---------- THE INPUT

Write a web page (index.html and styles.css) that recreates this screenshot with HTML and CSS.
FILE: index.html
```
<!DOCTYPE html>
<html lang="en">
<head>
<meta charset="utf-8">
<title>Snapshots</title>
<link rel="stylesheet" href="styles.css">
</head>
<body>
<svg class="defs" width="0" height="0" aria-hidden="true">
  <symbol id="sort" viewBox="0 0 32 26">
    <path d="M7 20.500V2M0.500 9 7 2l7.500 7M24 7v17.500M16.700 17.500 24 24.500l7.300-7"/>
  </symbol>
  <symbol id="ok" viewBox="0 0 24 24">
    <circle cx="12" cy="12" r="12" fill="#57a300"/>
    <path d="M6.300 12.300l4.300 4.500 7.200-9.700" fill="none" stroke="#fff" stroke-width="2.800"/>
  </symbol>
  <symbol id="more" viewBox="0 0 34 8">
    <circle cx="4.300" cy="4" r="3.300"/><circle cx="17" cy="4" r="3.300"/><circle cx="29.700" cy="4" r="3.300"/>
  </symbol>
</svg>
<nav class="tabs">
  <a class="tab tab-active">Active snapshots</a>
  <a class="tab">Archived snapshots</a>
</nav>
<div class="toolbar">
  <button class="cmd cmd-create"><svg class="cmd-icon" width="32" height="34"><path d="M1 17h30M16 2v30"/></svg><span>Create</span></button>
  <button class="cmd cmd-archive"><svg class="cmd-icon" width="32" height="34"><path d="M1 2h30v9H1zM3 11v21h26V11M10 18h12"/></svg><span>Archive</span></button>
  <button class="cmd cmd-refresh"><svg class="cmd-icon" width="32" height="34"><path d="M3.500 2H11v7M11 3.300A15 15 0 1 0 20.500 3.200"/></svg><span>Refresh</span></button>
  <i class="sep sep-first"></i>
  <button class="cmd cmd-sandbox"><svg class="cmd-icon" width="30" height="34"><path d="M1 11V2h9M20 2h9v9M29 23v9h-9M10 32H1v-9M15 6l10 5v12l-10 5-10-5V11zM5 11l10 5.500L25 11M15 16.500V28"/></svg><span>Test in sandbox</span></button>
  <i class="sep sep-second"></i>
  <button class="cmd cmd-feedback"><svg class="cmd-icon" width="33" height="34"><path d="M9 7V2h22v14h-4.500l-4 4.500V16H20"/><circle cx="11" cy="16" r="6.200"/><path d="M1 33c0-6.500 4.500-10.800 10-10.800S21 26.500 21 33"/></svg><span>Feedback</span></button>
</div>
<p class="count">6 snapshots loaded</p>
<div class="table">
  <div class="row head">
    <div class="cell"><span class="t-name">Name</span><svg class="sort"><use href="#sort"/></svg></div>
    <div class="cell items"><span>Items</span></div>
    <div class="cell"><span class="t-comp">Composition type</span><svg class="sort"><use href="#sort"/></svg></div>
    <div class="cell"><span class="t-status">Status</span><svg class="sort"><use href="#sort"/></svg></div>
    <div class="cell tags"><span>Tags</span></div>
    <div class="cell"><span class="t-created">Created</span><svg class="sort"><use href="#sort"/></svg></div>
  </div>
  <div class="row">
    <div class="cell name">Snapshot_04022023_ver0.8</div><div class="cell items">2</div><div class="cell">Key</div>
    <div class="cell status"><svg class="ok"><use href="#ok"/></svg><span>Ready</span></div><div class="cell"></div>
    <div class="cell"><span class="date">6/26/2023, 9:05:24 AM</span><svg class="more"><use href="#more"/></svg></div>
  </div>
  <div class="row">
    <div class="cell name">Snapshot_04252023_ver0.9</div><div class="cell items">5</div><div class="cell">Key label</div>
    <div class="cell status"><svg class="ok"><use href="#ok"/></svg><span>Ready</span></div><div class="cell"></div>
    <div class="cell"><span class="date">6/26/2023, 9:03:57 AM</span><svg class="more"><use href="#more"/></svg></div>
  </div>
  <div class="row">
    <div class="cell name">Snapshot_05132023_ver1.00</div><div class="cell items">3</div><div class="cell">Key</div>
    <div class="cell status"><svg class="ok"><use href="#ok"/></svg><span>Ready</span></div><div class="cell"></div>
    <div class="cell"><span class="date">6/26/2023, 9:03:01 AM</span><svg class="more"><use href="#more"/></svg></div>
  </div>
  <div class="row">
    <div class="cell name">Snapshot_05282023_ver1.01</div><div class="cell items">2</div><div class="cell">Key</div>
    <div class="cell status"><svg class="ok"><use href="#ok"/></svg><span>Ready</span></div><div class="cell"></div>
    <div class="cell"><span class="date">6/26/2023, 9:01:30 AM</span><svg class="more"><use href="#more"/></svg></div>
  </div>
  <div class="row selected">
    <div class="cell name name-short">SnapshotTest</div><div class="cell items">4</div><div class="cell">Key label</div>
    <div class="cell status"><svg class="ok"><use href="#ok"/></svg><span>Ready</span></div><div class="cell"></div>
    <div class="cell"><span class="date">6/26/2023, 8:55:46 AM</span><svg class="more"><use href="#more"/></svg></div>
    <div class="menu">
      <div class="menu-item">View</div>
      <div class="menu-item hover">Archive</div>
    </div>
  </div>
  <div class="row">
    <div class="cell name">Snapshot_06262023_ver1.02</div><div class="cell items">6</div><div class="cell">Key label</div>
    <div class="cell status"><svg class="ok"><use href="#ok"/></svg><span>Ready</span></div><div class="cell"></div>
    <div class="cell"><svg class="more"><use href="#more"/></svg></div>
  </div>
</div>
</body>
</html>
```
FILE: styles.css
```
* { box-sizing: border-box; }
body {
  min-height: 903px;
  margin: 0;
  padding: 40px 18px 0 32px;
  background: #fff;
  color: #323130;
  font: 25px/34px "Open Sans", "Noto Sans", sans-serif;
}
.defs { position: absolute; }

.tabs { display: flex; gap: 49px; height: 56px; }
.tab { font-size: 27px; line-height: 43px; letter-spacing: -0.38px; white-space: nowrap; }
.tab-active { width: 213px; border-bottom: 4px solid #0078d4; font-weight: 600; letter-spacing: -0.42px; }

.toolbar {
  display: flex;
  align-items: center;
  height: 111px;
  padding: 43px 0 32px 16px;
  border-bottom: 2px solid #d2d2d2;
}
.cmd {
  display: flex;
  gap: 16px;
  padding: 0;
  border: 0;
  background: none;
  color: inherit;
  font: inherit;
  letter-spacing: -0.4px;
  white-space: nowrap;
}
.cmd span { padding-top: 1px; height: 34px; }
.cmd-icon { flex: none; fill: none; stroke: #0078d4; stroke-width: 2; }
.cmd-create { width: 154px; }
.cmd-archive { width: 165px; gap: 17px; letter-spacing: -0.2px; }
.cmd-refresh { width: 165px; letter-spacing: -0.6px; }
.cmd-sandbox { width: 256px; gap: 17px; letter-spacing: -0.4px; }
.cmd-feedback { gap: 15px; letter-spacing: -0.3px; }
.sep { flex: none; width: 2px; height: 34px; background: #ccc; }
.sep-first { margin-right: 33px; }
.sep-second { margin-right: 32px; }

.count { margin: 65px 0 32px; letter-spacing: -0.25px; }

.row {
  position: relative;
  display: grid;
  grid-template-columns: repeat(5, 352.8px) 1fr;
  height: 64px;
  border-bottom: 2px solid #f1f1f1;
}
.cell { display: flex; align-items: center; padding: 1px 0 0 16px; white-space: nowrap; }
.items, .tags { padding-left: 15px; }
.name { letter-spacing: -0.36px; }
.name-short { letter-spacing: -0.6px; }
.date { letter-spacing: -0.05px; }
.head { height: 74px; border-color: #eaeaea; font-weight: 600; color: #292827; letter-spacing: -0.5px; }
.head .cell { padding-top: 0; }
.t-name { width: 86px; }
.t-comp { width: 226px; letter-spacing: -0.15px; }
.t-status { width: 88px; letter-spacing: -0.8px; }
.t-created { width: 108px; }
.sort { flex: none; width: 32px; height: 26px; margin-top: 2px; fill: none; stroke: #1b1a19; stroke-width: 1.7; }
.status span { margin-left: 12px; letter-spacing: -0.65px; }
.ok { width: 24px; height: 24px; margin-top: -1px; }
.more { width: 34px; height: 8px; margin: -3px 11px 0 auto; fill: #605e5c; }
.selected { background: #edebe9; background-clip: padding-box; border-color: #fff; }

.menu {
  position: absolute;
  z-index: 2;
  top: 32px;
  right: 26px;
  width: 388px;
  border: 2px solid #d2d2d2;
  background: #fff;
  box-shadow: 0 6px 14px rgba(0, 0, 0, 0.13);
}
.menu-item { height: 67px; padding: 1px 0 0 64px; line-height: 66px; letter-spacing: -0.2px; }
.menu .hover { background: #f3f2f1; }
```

--------------------
---------- THE INPUT

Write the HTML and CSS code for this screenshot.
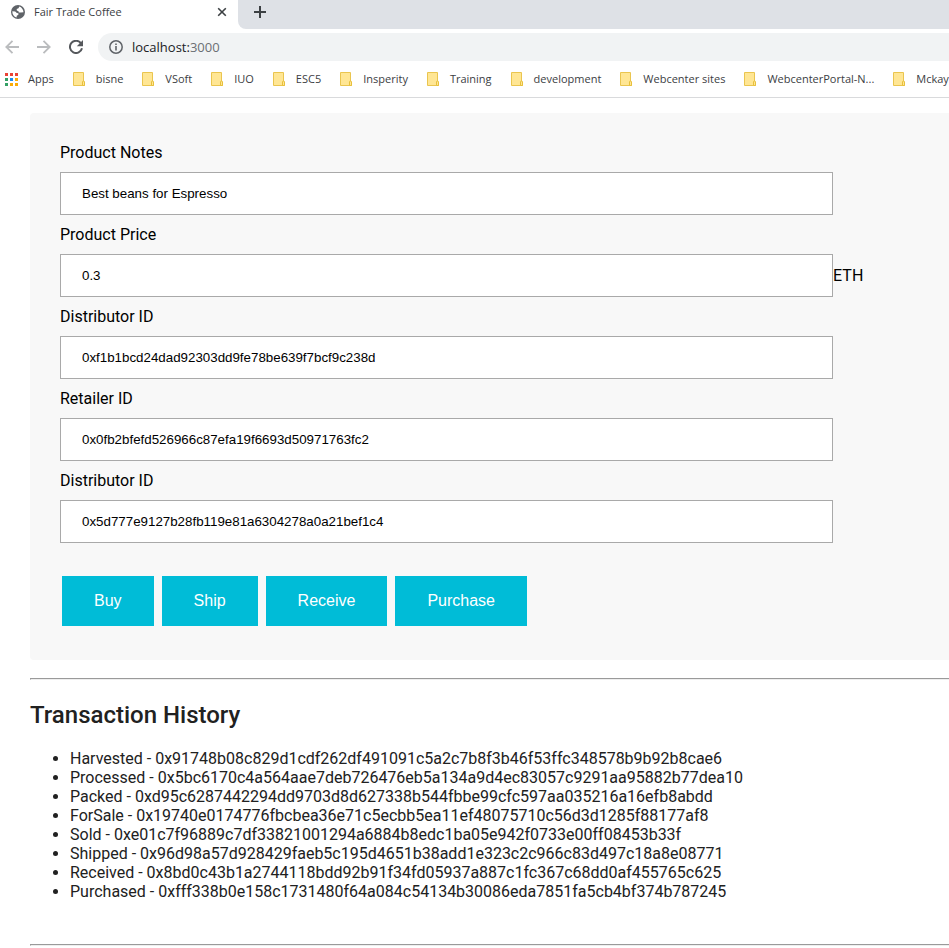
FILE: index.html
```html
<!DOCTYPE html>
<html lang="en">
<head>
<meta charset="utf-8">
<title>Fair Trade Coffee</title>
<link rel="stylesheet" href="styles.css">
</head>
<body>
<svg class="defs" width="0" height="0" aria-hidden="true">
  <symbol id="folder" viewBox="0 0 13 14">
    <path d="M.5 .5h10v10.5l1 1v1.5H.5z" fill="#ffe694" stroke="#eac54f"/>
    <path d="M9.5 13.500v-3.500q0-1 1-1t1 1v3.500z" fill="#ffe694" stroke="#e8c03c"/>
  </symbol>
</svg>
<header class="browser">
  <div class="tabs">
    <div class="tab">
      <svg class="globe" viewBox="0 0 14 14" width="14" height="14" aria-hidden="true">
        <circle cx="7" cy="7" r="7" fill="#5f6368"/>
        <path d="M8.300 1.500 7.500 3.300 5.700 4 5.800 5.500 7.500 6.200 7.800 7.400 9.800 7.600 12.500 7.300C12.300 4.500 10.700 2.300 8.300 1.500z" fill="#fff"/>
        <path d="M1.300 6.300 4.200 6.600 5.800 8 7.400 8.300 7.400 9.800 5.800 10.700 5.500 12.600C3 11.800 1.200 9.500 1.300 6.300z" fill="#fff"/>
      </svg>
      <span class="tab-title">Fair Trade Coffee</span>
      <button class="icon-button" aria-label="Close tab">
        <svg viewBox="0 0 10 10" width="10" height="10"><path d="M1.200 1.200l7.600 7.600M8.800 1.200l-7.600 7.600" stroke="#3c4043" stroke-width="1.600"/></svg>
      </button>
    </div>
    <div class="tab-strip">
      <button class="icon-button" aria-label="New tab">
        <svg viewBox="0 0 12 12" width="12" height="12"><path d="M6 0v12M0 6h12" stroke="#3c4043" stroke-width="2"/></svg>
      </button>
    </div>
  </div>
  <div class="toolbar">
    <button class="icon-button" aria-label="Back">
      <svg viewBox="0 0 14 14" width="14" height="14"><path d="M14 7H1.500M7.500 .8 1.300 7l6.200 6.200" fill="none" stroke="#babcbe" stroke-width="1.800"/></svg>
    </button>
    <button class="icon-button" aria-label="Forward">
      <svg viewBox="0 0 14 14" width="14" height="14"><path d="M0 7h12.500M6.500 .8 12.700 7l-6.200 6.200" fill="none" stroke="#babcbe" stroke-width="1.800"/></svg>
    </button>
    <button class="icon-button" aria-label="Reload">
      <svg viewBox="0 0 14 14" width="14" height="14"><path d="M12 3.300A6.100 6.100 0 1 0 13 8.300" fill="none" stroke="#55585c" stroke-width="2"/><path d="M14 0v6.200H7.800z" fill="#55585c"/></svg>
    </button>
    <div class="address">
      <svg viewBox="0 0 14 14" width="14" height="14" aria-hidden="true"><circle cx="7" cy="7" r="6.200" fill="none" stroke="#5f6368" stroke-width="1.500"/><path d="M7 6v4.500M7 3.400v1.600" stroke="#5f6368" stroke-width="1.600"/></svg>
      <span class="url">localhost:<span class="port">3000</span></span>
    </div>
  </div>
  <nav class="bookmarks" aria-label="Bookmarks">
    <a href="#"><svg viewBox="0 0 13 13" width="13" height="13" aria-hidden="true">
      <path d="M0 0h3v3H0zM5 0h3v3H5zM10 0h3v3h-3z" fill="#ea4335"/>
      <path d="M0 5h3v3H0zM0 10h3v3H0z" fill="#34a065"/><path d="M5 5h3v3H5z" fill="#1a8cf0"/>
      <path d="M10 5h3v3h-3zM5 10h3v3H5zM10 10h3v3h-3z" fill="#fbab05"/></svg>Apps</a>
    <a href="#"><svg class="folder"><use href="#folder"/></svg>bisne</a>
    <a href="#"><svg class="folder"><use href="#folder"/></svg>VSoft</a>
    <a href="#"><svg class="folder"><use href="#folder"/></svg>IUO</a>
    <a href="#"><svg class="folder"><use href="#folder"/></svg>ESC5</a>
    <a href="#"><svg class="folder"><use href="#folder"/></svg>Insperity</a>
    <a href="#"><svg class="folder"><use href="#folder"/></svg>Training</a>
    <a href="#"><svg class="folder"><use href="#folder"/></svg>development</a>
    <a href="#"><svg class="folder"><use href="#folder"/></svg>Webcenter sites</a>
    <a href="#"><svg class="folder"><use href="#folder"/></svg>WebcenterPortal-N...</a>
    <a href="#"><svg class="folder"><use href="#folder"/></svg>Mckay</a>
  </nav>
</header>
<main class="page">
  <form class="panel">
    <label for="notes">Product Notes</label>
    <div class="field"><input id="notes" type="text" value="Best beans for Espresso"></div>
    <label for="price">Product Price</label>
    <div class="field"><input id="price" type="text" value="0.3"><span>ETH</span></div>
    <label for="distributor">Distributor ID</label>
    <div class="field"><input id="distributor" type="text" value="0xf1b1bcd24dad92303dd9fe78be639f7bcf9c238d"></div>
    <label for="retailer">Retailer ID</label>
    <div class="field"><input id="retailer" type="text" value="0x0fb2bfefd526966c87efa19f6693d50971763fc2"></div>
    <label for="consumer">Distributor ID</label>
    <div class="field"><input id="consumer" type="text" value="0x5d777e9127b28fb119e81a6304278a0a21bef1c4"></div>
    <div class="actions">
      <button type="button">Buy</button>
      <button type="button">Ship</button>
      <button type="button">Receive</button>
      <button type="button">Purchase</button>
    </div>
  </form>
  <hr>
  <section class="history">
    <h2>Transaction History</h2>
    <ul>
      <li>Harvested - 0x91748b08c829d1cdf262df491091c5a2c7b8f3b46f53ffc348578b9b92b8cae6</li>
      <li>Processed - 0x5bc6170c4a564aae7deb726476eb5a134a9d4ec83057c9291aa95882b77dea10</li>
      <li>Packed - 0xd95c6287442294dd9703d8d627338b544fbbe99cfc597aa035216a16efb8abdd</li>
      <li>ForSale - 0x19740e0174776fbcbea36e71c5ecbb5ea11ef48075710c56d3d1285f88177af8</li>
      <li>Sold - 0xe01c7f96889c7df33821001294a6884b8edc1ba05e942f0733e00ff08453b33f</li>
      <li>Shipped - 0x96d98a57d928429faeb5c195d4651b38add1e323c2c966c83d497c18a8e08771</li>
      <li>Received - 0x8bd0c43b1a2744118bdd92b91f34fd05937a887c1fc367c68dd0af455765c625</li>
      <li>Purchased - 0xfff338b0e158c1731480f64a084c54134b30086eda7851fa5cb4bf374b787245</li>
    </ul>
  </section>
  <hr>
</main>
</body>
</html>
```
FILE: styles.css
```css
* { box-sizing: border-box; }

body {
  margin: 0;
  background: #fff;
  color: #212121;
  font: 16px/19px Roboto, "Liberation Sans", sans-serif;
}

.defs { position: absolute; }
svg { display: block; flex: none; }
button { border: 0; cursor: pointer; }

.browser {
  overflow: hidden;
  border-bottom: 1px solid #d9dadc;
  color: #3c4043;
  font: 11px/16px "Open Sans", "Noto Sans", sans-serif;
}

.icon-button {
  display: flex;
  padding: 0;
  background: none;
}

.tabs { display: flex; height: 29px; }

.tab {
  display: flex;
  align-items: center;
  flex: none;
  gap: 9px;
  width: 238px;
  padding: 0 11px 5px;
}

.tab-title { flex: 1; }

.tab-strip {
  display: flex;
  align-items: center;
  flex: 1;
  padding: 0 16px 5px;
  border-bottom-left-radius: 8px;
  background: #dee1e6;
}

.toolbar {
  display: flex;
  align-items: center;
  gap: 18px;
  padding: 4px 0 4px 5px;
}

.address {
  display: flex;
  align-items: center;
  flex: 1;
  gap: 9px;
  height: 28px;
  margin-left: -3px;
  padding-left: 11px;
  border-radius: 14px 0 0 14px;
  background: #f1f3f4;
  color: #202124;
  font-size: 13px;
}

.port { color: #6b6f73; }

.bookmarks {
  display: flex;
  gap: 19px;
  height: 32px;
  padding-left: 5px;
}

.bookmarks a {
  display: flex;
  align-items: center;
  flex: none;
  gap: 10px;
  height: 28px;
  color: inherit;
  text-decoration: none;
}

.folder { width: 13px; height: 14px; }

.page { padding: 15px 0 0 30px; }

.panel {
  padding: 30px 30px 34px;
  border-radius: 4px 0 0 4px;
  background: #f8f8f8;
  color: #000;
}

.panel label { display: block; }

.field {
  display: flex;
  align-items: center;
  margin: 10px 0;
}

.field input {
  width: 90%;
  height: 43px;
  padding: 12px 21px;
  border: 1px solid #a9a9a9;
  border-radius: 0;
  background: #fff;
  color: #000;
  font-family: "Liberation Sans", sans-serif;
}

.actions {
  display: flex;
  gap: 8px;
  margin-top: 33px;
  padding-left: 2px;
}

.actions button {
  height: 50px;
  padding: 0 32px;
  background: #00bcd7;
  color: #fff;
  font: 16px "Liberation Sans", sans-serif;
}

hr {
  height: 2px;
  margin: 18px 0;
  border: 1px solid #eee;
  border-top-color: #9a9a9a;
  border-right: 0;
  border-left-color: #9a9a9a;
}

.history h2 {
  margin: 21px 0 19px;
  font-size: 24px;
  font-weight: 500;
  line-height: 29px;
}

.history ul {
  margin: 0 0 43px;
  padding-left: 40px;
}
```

--------------------
---------- THE INPUT

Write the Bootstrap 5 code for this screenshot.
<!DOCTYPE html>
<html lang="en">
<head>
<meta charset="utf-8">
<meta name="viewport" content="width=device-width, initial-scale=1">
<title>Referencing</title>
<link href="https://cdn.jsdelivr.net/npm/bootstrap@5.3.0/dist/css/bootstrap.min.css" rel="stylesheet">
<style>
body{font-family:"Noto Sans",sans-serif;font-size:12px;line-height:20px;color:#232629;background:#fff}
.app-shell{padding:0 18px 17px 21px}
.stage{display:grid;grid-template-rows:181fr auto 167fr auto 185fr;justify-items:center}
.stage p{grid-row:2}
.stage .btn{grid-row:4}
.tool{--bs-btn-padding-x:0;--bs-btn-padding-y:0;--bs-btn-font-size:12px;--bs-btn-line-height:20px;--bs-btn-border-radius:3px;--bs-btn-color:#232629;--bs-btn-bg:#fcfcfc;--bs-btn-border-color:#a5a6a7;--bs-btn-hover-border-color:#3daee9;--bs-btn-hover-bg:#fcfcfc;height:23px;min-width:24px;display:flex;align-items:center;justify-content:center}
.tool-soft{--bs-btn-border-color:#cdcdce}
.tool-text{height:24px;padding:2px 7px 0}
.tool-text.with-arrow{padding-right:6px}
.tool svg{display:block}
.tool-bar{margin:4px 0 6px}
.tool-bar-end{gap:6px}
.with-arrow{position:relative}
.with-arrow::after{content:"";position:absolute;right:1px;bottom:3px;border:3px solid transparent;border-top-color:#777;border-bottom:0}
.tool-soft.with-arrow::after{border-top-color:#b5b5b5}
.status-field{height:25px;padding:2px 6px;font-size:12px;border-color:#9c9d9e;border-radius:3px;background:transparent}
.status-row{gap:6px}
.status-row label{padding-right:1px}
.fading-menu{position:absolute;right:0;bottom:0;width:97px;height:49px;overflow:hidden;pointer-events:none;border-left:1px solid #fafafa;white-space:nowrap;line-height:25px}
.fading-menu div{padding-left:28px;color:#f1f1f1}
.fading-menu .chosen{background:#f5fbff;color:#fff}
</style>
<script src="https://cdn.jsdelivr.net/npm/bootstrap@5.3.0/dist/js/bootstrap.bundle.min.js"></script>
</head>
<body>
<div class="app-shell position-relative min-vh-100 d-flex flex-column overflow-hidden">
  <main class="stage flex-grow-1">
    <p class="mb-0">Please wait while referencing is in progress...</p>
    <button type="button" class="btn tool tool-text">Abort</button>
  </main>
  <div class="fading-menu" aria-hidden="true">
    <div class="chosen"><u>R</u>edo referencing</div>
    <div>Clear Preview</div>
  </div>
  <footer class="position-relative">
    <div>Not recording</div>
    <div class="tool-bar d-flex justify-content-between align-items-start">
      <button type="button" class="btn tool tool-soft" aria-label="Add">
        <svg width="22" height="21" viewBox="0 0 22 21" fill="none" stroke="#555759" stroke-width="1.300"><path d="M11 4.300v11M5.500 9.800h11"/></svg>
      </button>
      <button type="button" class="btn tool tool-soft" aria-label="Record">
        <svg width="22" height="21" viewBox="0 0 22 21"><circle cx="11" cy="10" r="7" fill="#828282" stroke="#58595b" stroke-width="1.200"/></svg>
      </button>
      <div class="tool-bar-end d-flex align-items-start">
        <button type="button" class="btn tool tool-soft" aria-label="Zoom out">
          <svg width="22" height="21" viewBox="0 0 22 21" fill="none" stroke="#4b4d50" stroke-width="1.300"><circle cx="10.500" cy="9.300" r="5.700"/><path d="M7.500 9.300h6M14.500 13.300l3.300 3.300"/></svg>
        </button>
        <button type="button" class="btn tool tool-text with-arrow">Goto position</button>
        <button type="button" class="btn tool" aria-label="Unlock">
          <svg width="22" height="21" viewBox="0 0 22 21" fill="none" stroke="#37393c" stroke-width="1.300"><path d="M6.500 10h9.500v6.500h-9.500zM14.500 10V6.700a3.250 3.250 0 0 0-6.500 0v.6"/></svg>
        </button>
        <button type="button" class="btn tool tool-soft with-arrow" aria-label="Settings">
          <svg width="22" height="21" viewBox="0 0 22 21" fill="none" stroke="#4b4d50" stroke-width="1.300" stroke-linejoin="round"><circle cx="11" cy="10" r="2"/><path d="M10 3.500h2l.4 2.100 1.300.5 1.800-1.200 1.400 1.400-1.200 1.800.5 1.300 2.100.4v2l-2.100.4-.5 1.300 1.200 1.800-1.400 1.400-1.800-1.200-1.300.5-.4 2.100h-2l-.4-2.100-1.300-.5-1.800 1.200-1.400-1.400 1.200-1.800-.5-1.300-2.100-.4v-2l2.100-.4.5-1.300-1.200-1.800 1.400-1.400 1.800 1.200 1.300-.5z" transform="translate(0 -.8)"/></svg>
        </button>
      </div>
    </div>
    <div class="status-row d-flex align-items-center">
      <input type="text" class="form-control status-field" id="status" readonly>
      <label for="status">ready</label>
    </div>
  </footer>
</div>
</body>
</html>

--------------------

● PROBLEM
Say, as a single number and nothing more, how many lines of the entries contain the word "index".

● FULL SOLUTION
4